We Need Submissions!

A Tapestry is a form of textile art, traditionally woven on a vertical loom, and composed of two sets of interlaced threads. Threads running parallel to the piece create the tension. Threads running back and across along the width create the pattern or image. It is these threads which show in the traditional tapestry. Tapestries were very portable. They could also be draped on the walls of castles for insulation during winter. They could be hung as decorative interior elements and displays of wealth. The “Cartoon” — that is, the design image — ranged from the purely decorative to tales of heroicism, mysticism, or religiosity. Often, to make these loomed pieces feel more 3-dimensional, they were embellished with beads, pieces of glass, and pieces of mirrored glass, which would create fascinating interplays with light. The beads might be used to create border fringes, or might be sewn into or embroidered onto the tapestries themselves.

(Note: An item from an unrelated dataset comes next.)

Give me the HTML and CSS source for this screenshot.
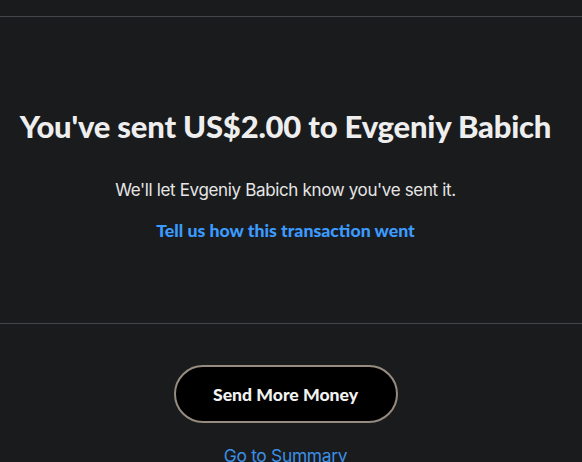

In our The Illustrative Beader: Beaded Tapestry Competition, we define the idea of a “Tapestry” very broadly, to include any stitched, sewn and/or woven wall hanging which combines some kind of fiber and beads. Fiber might consist only of the threads used to stitch the beads, or it might include quilted materials, yarn, cord, of anything that might broadly be called Fiber. The Tapestry might be loomed with fibers and embellished with beads. It might be loomed with all beads. The Tapestry does not necessarily have to be loomed in the traditional sense. It might also be knitted and embellished with beads, or quilted or cross-stitched or crocheted or braided and somehow combined with beads. The Tapestry canvas might begin with stretched, appliqued, or quilted cloth. The surface area of the finished Tapestry must be 70% made from beads.

 

 

THE ILLUSTRATIVE BEADER: BEADED TAPESTRY COMPETITION: is more than a beauty pageant. It is a design competition. The Competition will take into account the Artist’s intentions and how well these are incorporated into the theme, the design, the materials, the use of techniques, the use of details and elements which create dimensionality.